SIEM (Security Information and Event Management)
A centralized platform that aggregates log data from multiple sources — servers, firewalls, routers, switches, VPN concentrators, cloud services, storage systems — into a single database for analysis, correlation, and reporting. Also referred to as SEM (Security Event Manager). The SIEM's defining capability is correlation: connecting events across disparate systems that would not appear related when viewed in isolation. A SIEM can link a VPN authentication event to subsequent internal file access, compare authentication failure patterns across dozens of servers simultaneously, and baseline data transfer volumes to alert on anomalous spikes. It is the operational center of gravity for security monitoring in most organizations.
Log Aggregation
The process of collecting log data from diverse systems and consolidating it into a central repository for unified analysis. Without aggregation, security logs from firewalls, servers, endpoints, and cloud services exist in different formats, in different locations, and are reviewed separately — making cross-system attack patterns invisible. Log aggregation is the foundational function of a SIEM. It enables correlation, unified reporting, and long-term archiving from a single location.
Correlation (SIEM)
The SIEM capability that connects events from different data sources to identify patterns that no single log would reveal. Examples: correlating 200 failed logins across 30 servers from the same IP to identify brute force; correlating a VPN login from an unusual location with large file access volume to identify a potential credential compromise and exfiltration; correlating a spike in outbound traffic with a recently disclosed C2 callback signature.

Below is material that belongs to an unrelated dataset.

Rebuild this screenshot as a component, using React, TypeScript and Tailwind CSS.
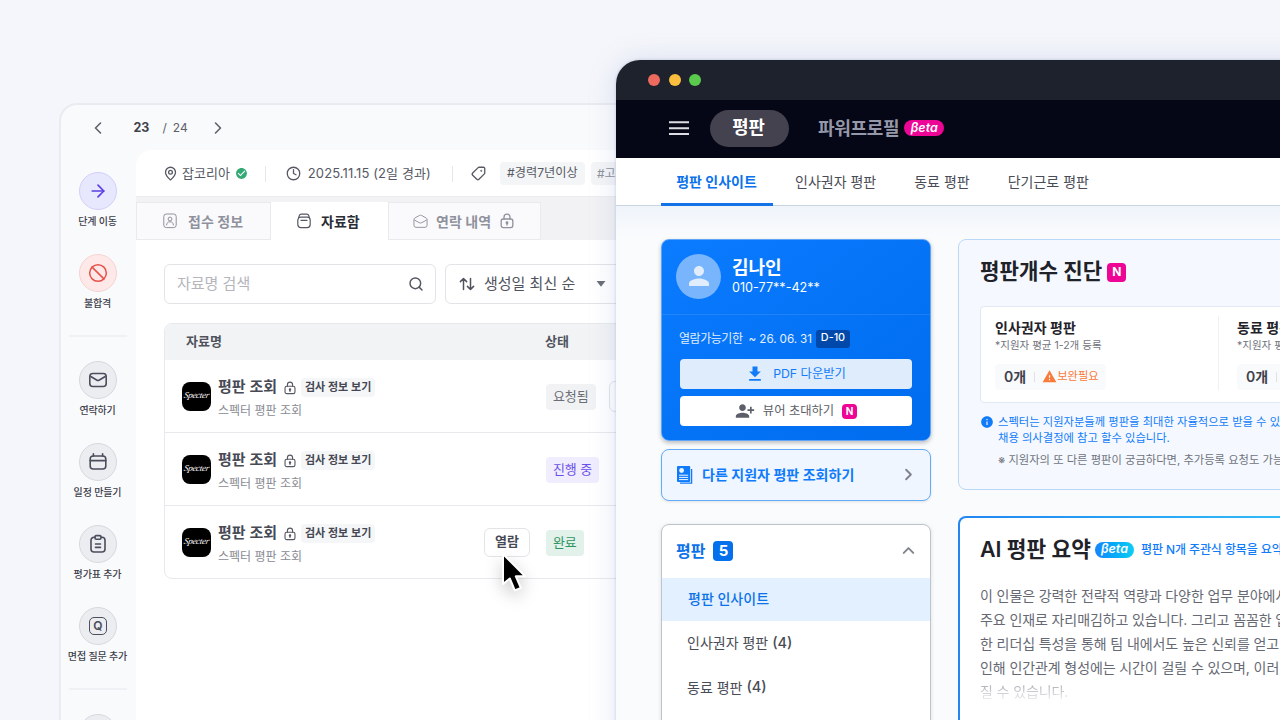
import type { ReactNode } from "react";
import {
  ArrowRight,
  Ban,
  ChevronLeft,
  ChevronRight,
  ChevronUp,
  Clock,
  MapPin,
  Search,
  Tag,
} from "lucide-react";
import {
  MdCheckCircle,
  MdDownload,
  MdInfo,
  MdPerson,
  MdPersonAddAlt1,
  MdWarning,
} from "react-icons/md";

const LockIcon = ({ className = "" }) => (
  <svg viewBox="0 0 14 16" fill="none" stroke="currentColor" strokeWidth="1.3" className={className}>
    <rect x="1.2" y="6" width="11.6" height="8.6" rx="2" />
    <path d="M4 6V4.2a3 3 0 0 1 6 0V6M7 10.2v1.8" strokeLinecap="round" />
    <circle cx="7" cy="9.8" r=".8" fill="currentColor" />
  </svg>
);

const MailIcon = () => (
  <svg viewBox="0 0 20 20" fill="none" stroke="currentColor" strokeWidth="1.6" className="size-5">
    <rect x="1.8" y="3.5" width="16.4" height="13" rx="3" />
    <path d="M2.4 6.2 8.6 10a2.8 2.8 0 0 0 2.8 0l6.2-3.8" />
  </svg>
);

const CalendarIcon = () => (
  <svg viewBox="0 0 20 20" fill="none" stroke="currentColor" strokeWidth="1.6" strokeLinecap="round" className="size-5">
    <rect x="2.2" y="4" width="15.6" height="13" rx="3" />
    <path d="M2.2 8.6h15.6M5.4 1.8V4M14.6 1.8V4" />
  </svg>
);

const ClipboardIcon = () => (
  <svg viewBox="0 0 20 20" fill="none" stroke="currentColor" strokeWidth="1.6" strokeLinecap="round" className="size-5">
    <path d="M7 3.2H6a3 3 0 0 0-3 3V15a3 3 0 0 0 3 3h8a3 3 0 0 0 3-3V6.2a3 3 0 0 0-3-3h-1" />
    <rect x="7" y="1.6" width="6" height="3.6" rx="1.2" />
    <path d="M7.5 10h5M7.5 13.4h5" />
  </svg>
);

const QuestionIcon = () => (
  <span className="flex size-[18px] items-center justify-center rounded-[5px] border-[1.5px] border-current text-[12px] font-semibold leading-none">
    Q
  </span>
);

const ProfileIcon = () => (
  <svg viewBox="0 0 14 16" fill="none" stroke="currentColor" strokeWidth="1" className="h-4 w-3.5">
    <rect x=".8" y="1" width="12.4" height="13.6" rx="2.5" />
    <circle cx="7" cy="6" r="1.9" />
    <path d="M3.6 12c0-2.200 1.300-3.200 3.400-3.200s3.400 1 3.400 3.200" strokeLinecap="round" />
  </svg>
);

const ArchiveIcon = () => (
  <svg viewBox="0 0 14 16" fill="none" stroke="currentColor" strokeWidth="1.2" strokeLinecap="round" className="h-4 w-3.5">
    <rect x=".8" y="4.2" width="12.4" height="10.4" rx="3" />
    <path d="M1.6 4.800 2.200 2.800Q2.700 1.200 4.300 1.200h5.400q1.600 0 2.100 1.600l.6 2M4 7.300h6" />
  </svg>
);

const OpenMailIcon = () => (
  <svg viewBox="0 0 16 16" fill="none" stroke="currentColor" strokeWidth="1" className="size-[15px]">
    <path d="M1 6q0-1.200 1-1.800l4.800-2.600q1.200-.6 2.400 0L14 4.200q1 .6 1 1.800v6q0 2.200-2.200 2.200H3.200Q1 14.200 1 12z" />
    <path d="m1.200 6.200 5.300 3q1.500.8 3 0l5.300-3" />
  </svg>
);

const SortIcon = () => (
  <svg viewBox="0 0 16 16" fill="none" stroke="currentColor" strokeWidth="1.5" strokeLinecap="round" strokeLinejoin="round" className="size-4">
    <path d="M4.500 13.500V2.500M1.400 5.600l3.100-3.100 3.100 3.100M11.500 2.500v11M8.400 10.400l3.100 3.100 3.100-3.100" />
  </svg>
);

const ReportIcon = () => (
  <svg viewBox="0 0 16 18" className="h-[18px] w-4">
    <path d="M14.600 3V17.200H3" fill="none" stroke="#0f7bfb" strokeWidth="1.3" />
    <rect width="13.200" height="16" rx="1" fill="#0f7bfb" />
    <circle cx="4.600" cy="4.500" r="2.400" fill="#f0f6ff" />
    <path d="M2 9.200h9.200M2 11.400h9.200M2 13.600h9.200" stroke="#f0f6ff" strokeWidth="1" />
  </svg>
);

const Cursor = () => (
  <svg viewBox="0 0 26 42" className="absolute left-[17px] top-[24px] z-10 h-[42px] w-[26px] drop-shadow-[0_6px_8px_rgba(0,0,0,0.2)]">
    <path d="M2 2v30l6.800-5.500 5 11.800 6-2.500-5-11.500h9.400z" fill="#000" stroke="#fff" strokeWidth="2" strokeLinejoin="round" />
  </svg>
);

const sideActions = [
  { label: "연락하기", icon: <MailIcon /> },
  { label: "일정 만들기", icon: <CalendarIcon /> },
  { label: "평가표 추가", icon: <ClipboardIcon /> },
  { label: "면접 질문 추가", icon: <QuestionIcon /> },
];

const rows = [
  { status: "요청됨", color: "bg-[#f1f2f4] text-[#6b6e77]", next: true, open: false },
  { status: "진행 중", color: "bg-[#efedfe] text-[#6a50ea]", next: false, open: false },
  { status: "완료", color: "bg-[#e2f1ea] text-[#2f9462]", next: false, open: true },
];

const summary = [
  "이 인물은 강력한 전략적 역량과 다양한 업무 분야에서",
  "주요 인재로 자리매김하고 있습니다. 그리고 꼼꼼한 업",
  "한 리더십 특성을 통해 팀 내에서도 높은 신뢰를 얻고",
  "인해 인간관계 형성에는 시간이 걸릴 수 있으며, 이러",
];

const SideItem = ({ label, icon, tone }: { label: string; icon: ReactNode; tone: string }) => (
  <div className="flex flex-col items-center">
    <div className={`flex size-[38px] shrink-0 items-center justify-center rounded-full border ${tone}`}>
      {icon}
    </div>
    <span className="mt-1 h-[15px] whitespace-nowrap pr-px text-[10px] font-medium leading-[14px] tracking-[-0.15px] text-[#3d404a]">
      {label}
    </span>
  </div>
);

const NewBadge = ({ className = "" }) => (
  <span className={`flex items-center justify-center bg-[#ee0595] font-bold leading-none text-white ${className}`}>
    N
  </span>
);

const BetaBadge = ({ className = "" }) => (
  <span className={`flex h-4 items-center justify-center rounded-full text-[12.5px] font-semibold italic leading-none text-white ${className}`}>
    βeta
  </span>
);

const ApplicantWindow = () => (
  <div className="absolute left-[59px] top-[103px] flex h-[640px] w-[620px] flex-col overflow-hidden rounded-tl-[18px] border-l-2 border-t-2 border-[#e8ebf0] bg-[#f9fafc]">
    <div className="flex h-[45px] shrink-0 items-center pl-[27px] text-[12px] text-[#5d606a]">
      <ChevronLeft className="size-5" strokeWidth={1.9} />
      <span className="ml-[25.5px] pt-0.5 text-[12.5px] font-bold text-[#40434c]">23</span>
      <span className="ml-[13px]">/</span>
      <span className="ml-1.5">24</span>
      <ChevronRight className="ml-[20px] size-5" strokeWidth={1.9} />
    </div>
    <div className="flex min-h-0 flex-1">
      <div className="flex w-[75px] shrink-0 flex-col items-center gap-[25px] pr-px pt-[22px]">
        <SideItem
          label="단계 이동"
          tone="border-[#d3d0fb] bg-[#e7e7fe] text-[#5b3fe4]"
          icon={<ArrowRight className="size-5" strokeWidth={2} />}
        />
        <SideItem
          label="불합격"
          tone="border-[#f6d3d3] bg-[#ffe8e8] text-[#e5534b]"
          icon={<Ban className="size-5" strokeWidth={1.8} />}
        />
        <div className="-my-px h-0.5 w-[58px] shrink-0 bg-[#f0f1f4]" />
        {sideActions.map((a) => (
          <SideItem key={a.label} {...a} tone="border-[#d6d9dd] bg-[#ebedf0] text-[#4b4e5c]" />
        ))}
        <div className="-my-px h-0.5 w-[58px] shrink-0 bg-[#f0f1f4]" />
        <SideItem label="" icon={null} tone="border-[#d6d9dd] bg-[#ebedf0]" />
      </div>

      <div className="flex min-w-0 flex-1 flex-col rounded-tl-[16px] bg-white">
        <div className="flex h-[47px] shrink-0 items-center whitespace-nowrap border-b border-[#ececef] pl-[27px] pt-px text-[13px] text-[#565963]">
          <MapPin className="size-[15px]" strokeWidth={2.1} />
          <span className="ml-1">잡코리아</span>
          <MdCheckCircle className="ml-[5px] size-[13px] text-[#33aa75]" />
          <span className="ml-[17px] h-4 w-px bg-[#e6e7ea]" />
          <Clock className="ml-5 size-[15px]" strokeWidth={2.1} />
          <span className="ml-[7px] tracking-[0.1px]">2025.11.15 (2일 경과)</span>
          <span className="ml-[21px] h-4 w-px bg-[#e6e7ea]" />
          <Tag className="ml-[18px] size-[15px] rotate-90" strokeWidth={2.1} />
          <span className="ml-[14px] flex h-[23px] w-[85px] items-center justify-center rounded bg-[#f4f5f6] text-[12.2px]">#경력7년이상</span>
          <span className="ml-1.5 flex h-[23px] items-center rounded bg-[#f4f5f6] px-1.5 text-[12px] text-[#8e919a]">#고</span>
        </div>
        <div className="flex h-[43px] shrink-0 bg-[#f2f2f4] pt-[5px] text-[14px] font-semibold">
          <div className="flex w-[135px] items-center gap-[11px] border border-[#e9eaed] bg-[#fafafc] pl-[26px] text-[#8f929c]">
            <ProfileIcon />
            접수 정보
          </div>
          <div className="flex w-[117px] items-center gap-[10px] bg-white pl-[26px] font-bold text-[#2b2d36]">
            <span className="text-[#555862]"><ArchiveIcon /></span>
            자료함
          </div>
          <div className="flex w-[153px] items-center border border-[#e9eaed] bg-[#fafafc] pl-6 text-[#8f929c]">
            <OpenMailIcon />
            <span className="ml-2">연락 내역</span>
            <LockIcon className="ml-[9px] h-4 w-3.5" />
          </div>
        </div>
        <div className="flex flex-col pl-7 pt-6">
          <div className="flex gap-[9px]">
            <div className="flex h-[40px] w-[272px] items-center justify-between rounded-md border border-[#e3e4e8] pl-3 pr-[11px] text-[15px] text-[#b4b6bc]">
              자료명 검색
              <Search className="size-4 text-[#555862]" strokeWidth={2.2} />
            </div>
            <div className="flex h-[40px] w-[200px] items-center rounded-md border border-[#e3e4e8] pl-[13px] text-[15px] text-[#50535d]">
              <SortIcon />
              <span className="ml-[9px]">생성일 최신 순</span>
              <svg viewBox="0 0 10 6" className="ml-[21px] h-1.5 w-2.5" fill="#6b6e77">
                <path d="M.5 0h9L5 5.800z" />
              </svg>
            </div>
          </div>
          <div className="mt-[19px] w-[500px] rounded-lg border border-[#e8e9ec]">
            <div className="flex h-[36px] items-center rounded-t-lg bg-[#f2f3f5] text-[13px] font-semibold text-[#50535d]">
              <span className="w-[380px] pl-[21px]">자료명</span>
              상태
            </div>
            {rows.map((row) => (
              <div key={row.status} className="flex h-[73px] items-center border-b border-[#e8e9ec] pl-[17px] last:h-[72px] last:border-b-0">
                <div className="flex size-[29px] items-center justify-center rounded-lg bg-black font-['Liberation_Serif',serif] text-[9px] italic tracking-[-0.3px] text-white">
                  <span className="-skew-x-12">Specter</span>
                </div>
                <div className="ml-2 flex w-[265px] flex-col whitespace-nowrap pt-1">
                  <div className="flex h-[22px] items-center">
                    <span className="-ml-px text-[15px] font-semibold text-[#474a55]">평판 조회</span>
                    <LockIcon className="ml-[7px] h-[14px] w-[12px] text-[#555862]" />
                    <span className="ml-[5px] flex h-[19px] items-center rounded bg-[#f5f6f8] px-1 text-[11px] font-semibold text-[#454853]">
                      검사 정보 보기
                    </span>
                  </div>
                  <span className="mt-[3px] -ml-px text-[12px] leading-[18px] text-[#888b93]">스펙터 평판 조회</span>
                </div>
                <div className="relative w-[62px]">
                  {row.open && (
                    <>
                      <button className="flex h-[29px] w-[46px] items-center justify-center rounded-md border border-[#e3e4e8] bg-white text-[13px] font-semibold text-[#474a55]">
                        열람
                      </button>
                      <Cursor />
                    </>
                  )}
                </div>
                <span className={`mt-px flex h-[26px] items-center rounded px-[7px] text-[13px] tracking-[-0.1px] ${row.color}`}>{row.status}</span>
                {row.next && <span className="ml-[13px] h-[31px] w-[46px] rounded-md border border-[#e3e4e8]" />}
              </div>
            ))}
          </div>
        </div>
      </div>
    </div>
  </div>
);

const ProfileCard = () => (
  <div className="flex h-[202px] shrink-0 flex-col rounded-lg border border-[#5ea4f7] bg-linear-to-br from-[#0b7bff] to-[#006cee] text-white shadow-[0_2px_4px_rgba(0,0,0,0.25)]">
    <div className="flex h-[75px] items-center border-b border-white/10 pb-0.5 pl-3.5">
      <div className="flex size-[45px] items-center justify-center rounded-full bg-[#79b5fd]">
        <MdPerson className="size-[30px] text-[#e1edfd]" />
      </div>
      <div className="ml-[11px] flex flex-col">
        <span className="text-[18px] font-semibold leading-6">김나인</span>
        <span className="-mt-px text-[12.6px] leading-[18px]">010-77**-42**</span>
      </div>
    </div>
    <div className="flex flex-col pl-[18px] pr-[18px] pt-[14px]">
      <div className="flex h-[19px] items-center whitespace-nowrap text-[12px]">
        <span className="-ml-px tracking-[-0.45px] text-[#e3effe]">열람가능기한</span>
        <span className="ml-1.5 pt-0.5 text-[11.7px] tracking-[-0.1px] text-[#e3effe]">~ 26. 06. 31</span>
        <span className="ml-1 flex h-[18px] items-center rounded-[3px] bg-[#0049ab] px-[5px] text-[10.8px] font-medium">D-10</span>
      </div>
      <button className="mt-[11px] flex h-[30px] items-center justify-center rounded bg-[#deecfc] pr-px text-[12.3px] text-[#127cf8]">
        <MdDownload className="mr-2 size-5" />
        PDF 다운받기
      </button>
      <button className="mt-[7px] flex h-[30px] items-center justify-center rounded bg-white text-[12.3px] text-[#5c5f69]">
        <MdPersonAddAlt1 className="mr-2 size-5" />
        뷰어 초대하기
        <NewBadge className="ml-2 size-[15px] rounded text-[10px]" />
      </button>
    </div>
  </div>
);

const ReputationMenu = () => (
  <div className="mt-[23px] h-[300px] overflow-hidden rounded-lg border border-[#bfc4cc] bg-white text-[14px] text-[#494c56] shadow-[0_1px_4px_rgba(0,0,0,0.12)]">
    <div className="flex h-[53px] items-center pb-0.5 pl-3.5 pr-3 text-[16px] font-bold text-[#0b72ea]">
      평판
      <span className="ml-2 flex size-5 items-center justify-center rounded bg-[#0570ec] text-[15px] leading-none text-white">5</span>
      <ChevronUp className="ml-auto size-[19px] text-[#80838c]" strokeWidth={2.4} />
    </div>
    <div className="flex h-[43px] items-center bg-[#e3f0ff] pb-0.5 pl-[26px] font-medium text-[#0b72ea]">평판 인사이트</div>
    <div className="flex h-[44px] items-center pb-px pl-[25px]">
      인사권자 평판&nbsp;<span className="text-[14.5px] font-medium">(4)</span>
    </div>
    <div className="flex h-[44px] items-center pl-[25px]">
      동료 평판&nbsp;<span className="text-[14.5px] font-medium">(4)</span>
    </div>
  </div>
);

const CountBlock = ({ title }: { title: string }) => (
  <div className="flex flex-col">
    <span className="text-[14px] font-semibold leading-5 text-[#1f2229]">{title}</span>
    <span className="text-[10.5px] leading-[15px] text-[#70737c]">*지원자 평균 1-2개 등록</span>
    <div className="mt-[11px] flex h-[26px] w-[111px] items-center rounded bg-[#f9fafb] pb-px pl-[9px]">
      <span className="text-[14px] font-semibold text-[#3f424c]">0개</span>
      <span className="ml-2 h-2.5 w-px bg-[#dfe1e5]" />
      <MdWarning className="ml-[7px] size-[15px] text-[#f97b3b]" />
      <span className="text-[11.3px] text-[#f97b3b]">보완필요</span>
    </div>
  </div>
);

const CountCard = () => (
  <div className="h-[251px] rounded-lg border border-[#b9d7f6] bg-[#f5f9ff] pl-[21px] pt-4">
    <div className="flex h-8 items-center text-[21.2px] font-semibold text-[#1f2229]">
      평판개수 진단
      <NewBadge className="ml-[5px] size-[19px] rounded text-[12px]" />
    </div>
    <div className="mt-[18px] flex h-[97px] rounded border border-[#dfe8f3] bg-white pl-3.5 pt-[11px]">
      <div className="w-[223px]">
        <CountBlock title="인사권자 평판" />
      </div>
      <div className="-mt-0.5 h-[74px] border-l border-[#f0f1f3] pl-[18px] pt-0.5">
        <CountBlock title="동료 평판" />
      </div>
    </div>
    <div className="mt-[11px] flex text-[11.3px] leading-4 text-[#127cf8]">
      <MdInfo className="mt-px size-[14px] shrink-0" />
      <div className="ml-1 whitespace-nowrap">
        <p>스펙터는 지원자분들께 평판을 최대한 자율적으로 받을 수 있</p>
        <p>채용 의사결정에 참고 할수 있습니다.</p>
        <p className="mt-[6px] text-[#70737c]">※ 지원자의 또 다른 평판이 궁금하다면, 추가등록 요청도 가능</p>
      </div>
    </div>
  </div>
);

const SummaryCard = () => (
  <div className="mt-[26px] rounded-tl-lg bg-linear-to-r from-[#2385f2] to-[#35c8f8] pl-0.5 pt-0.5">
    <div className="h-[300px] rounded-tl-md bg-white pl-5 pt-[15px]">
      <div className="flex h-8 items-center whitespace-nowrap pt-px text-[21.4px] font-semibold text-[#1f2229]">
        AI 평판 요약
        <BetaBadge className="ml-1 w-[39px] bg-linear-to-r from-[#1685fb] to-[#10cdf2]" />
        <span className="ml-[7px] text-[12px] font-medium tracking-[-0.1px] text-[#127cf8]">평판 N개 주관식 항목을 요약</span>
      </div>
      <div className="mt-[19px] whitespace-nowrap text-[14px] leading-6 tracking-[-0.1px] text-[#666973]">
        {summary.map((line) => (
          <p key={line}>{line}</p>
        ))}
        <p className="bg-linear-to-b from-[#999ca3] to-white bg-clip-text text-transparent">질 수 있습니다.</p>
      </div>
    </div>
  </div>
);

const InsightWindow = () => (
  <div className="absolute left-[616px] top-[60px] flex h-[700px] w-[700px] flex-col overflow-hidden rounded-tl-[24px] bg-[#fafbfd] shadow-[0_0_3px_rgba(120,135,175,0.4),0_0_28px_rgba(120,140,200,0.22)]">
    <div className="flex h-10 shrink-0 items-center gap-[8.6px] bg-[#1d222c] pl-8">
      <span className="size-3 rounded-full bg-[#ed6a5e]" />
      <span className="size-3 rounded-full bg-[#fbbe3f]" />
      <span className="size-3 rounded-full bg-[#5acb4d]" />
    </div>
    <div className="flex h-[58px] shrink-0 items-center bg-[#050616] pb-0.5 pl-[53px] text-[18px] font-semibold">
      <svg viewBox="0 0 20 14" className="h-3.5 w-5 text-[#dcdde3]" stroke="currentColor" strokeWidth="2">
        <path d="M0 1.300h20M0 7.300h20M0 13h20" />
      </svg>
      <span className="ml-[21px] flex h-[37px] w-[79px] items-center justify-center rounded-full bg-[#43424e] pr-0.5 pt-px text-[17.8px] text-white">평판</span>
      <span className="ml-[29px] tracking-[-0.3px] text-[#9598a8]">파워프로필</span>
      <BetaBadge className="ml-[5px] w-10 bg-[#ed0595]" />
    </div>
    <div className="flex h-12 shrink-0 items-stretch gap-[38px] border-b border-[#c9d5e3] bg-white pl-[45px] text-[14px] text-[#494c56]">
      <span className="-mb-px -mr-[16px] flex w-[112px] items-center justify-center border-b-3 border-[#1373e6] pr-px pt-0.5 font-bold text-[#0b72ea]">평판 인사이트</span>
      <span className="flex items-center">인사권자 평판</span>
      <span className="flex items-center">동료 평판</span>
      <span className="flex items-center">단기근로 평판</span>
    </div>
    <div className="flex flex-1 gap-[27px] bg-linear-to-b from-[#eff4fb] to-[#fafbfd] to-5% pl-[45px] pt-[33px]">
      <div className="flex w-[270px] shrink-0 flex-col">
        <ProfileCard />
        <div className="mt-2 flex h-[52px] shrink-0 items-center rounded-lg border border-[#64abf7] bg-[#f0f6ff] pb-px pl-[15px] pr-3 text-[14px] font-semibold text-[#0f7bfb] shadow-[0_1px_3px_rgba(0,0,0,0.1)]">
          <ReportIcon />
          <span className="ml-[9px]">다른 지원자 평판 조회하기</span>
          <ChevronRight className="ml-auto size-[19px] text-[#80838c]" strokeWidth={2.4} />
        </div>
        <ReputationMenu />
      </div>
      <div className="w-[400px] shrink-0">
        <CountCard />
        <SummaryCard />
      </div>
    </div>
  </div>
);

const App = () => {
  return (
    <div className="relative h-[720px] w-[1280px] overflow-hidden bg-[#f5f6fb] font-[Inter,'Noto_Sans_CJK_KR',sans-serif]">
      <ApplicantWindow />
      <InsightWindow />
    </div>
  );
};

export default App;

Correlation is what transforms raw log data into meaningful threat detection.
Continuous Scanning
Active, ongoing queries against network-connected devices to maintain a current inventory of their security-relevant properties: operating system types and versions, installed applications, device driver versions, and configuration anomalies. Unlike point-in-time scans, continuous scanning keeps the asset database current as devices join and leave the network, software is installed and removed, and patches are applied. The database produced by continuous scanning is the foundation for rapid vulnerability analysis when a new CVE is disclosed.
Actionable Reports
Security reports designed to answer not just "what is the current state?" but "what should we do next?" An actionable report identifies systems out of compliance, devices running vulnerable software versions, or users with anomalous access patterns — and frames the output in terms of specific follow-on actions. Contrast with informational reports that describe status without identifying next steps. Actionable reporting is the goal of security monitoring data analysis: collected data has no security value unless it drives decisions and actions.
Ad Hoc Reporting
On-demand, customized reports generated in response to specific, often unanticipated needs. In security monitoring, ad hoc reports support: investigating a newly disclosed vulnerability (how many systems run the affected version?), analyzing a user's historical access during an incident investigation, projecting future exposure (how many systems will be vulnerable when this OS reaches end-of-life in six months?). Ad hoc reporting requires a continuously-updated scan and log database so that queries against current and historical data can be answered immediately.
Archiving (Security Logs)
Retaining security log data over an extended period to support forensic investigation, compliance audits, and legal proceedings. The IBM Security 2022 report documented that organizations take an average of nine months to identify and contain a breach — meaning logs must be retained for at least that long for historical evidence to be available when a breach is finally discovered. Many organizations are also legally required to retain security records for specific periods under state law, federal regulations (HIPAA, PCI-DSS, SOX), or industry frameworks. Insufficient retention destroys evidence of breaches that were not detected in real time.
Alerting
Real-time notification of security events that require immediate human attention. Alert triggers include: increases in authentication failures, anomalous data transfer volumes, malware detections, and firewall rule changes. Delivery methods include SMS/text (immediate awareness for on-call personnel), email (detail and documentation), and SOC console (systematic triage for security operations teams). Effective alerting gets actionable information to the right people fast enough to respond before an incident escalates. The challenge: alerts must be accurate — too many false positives cause alert fatigue and missed real threats.
Quarantine
The foundational initial containment response to a confirmed or suspected security incident. Quarantining a system removes it from normal network communication, preventing an attacker who has compromised it from pivoting to additional systems and preventing the system from receiving further command-and-control instructions. Quarantine stops the spread while preserving the system for forensic investigation. It is the first action taken when a host is confirmed compromised, ahead of remediation — the priority is containment, then analysis, then cleanup.
Alert Tuning
The ongoing process of calibrating alerting thresholds and rules to maximize accurate detection of real threats while minimizing false positives and false negatives. A poorly tuned alert system produces either too many false positives (analysts become desensitized to alerts and miss real ones in the noise) or too many false negatives (real threats are not alerted on at all). Alert tuning is never finished — as the network evolves, new attack patterns emerge, and the organization's understanding of its baseline behavior improves, alert rules require continuous refinement.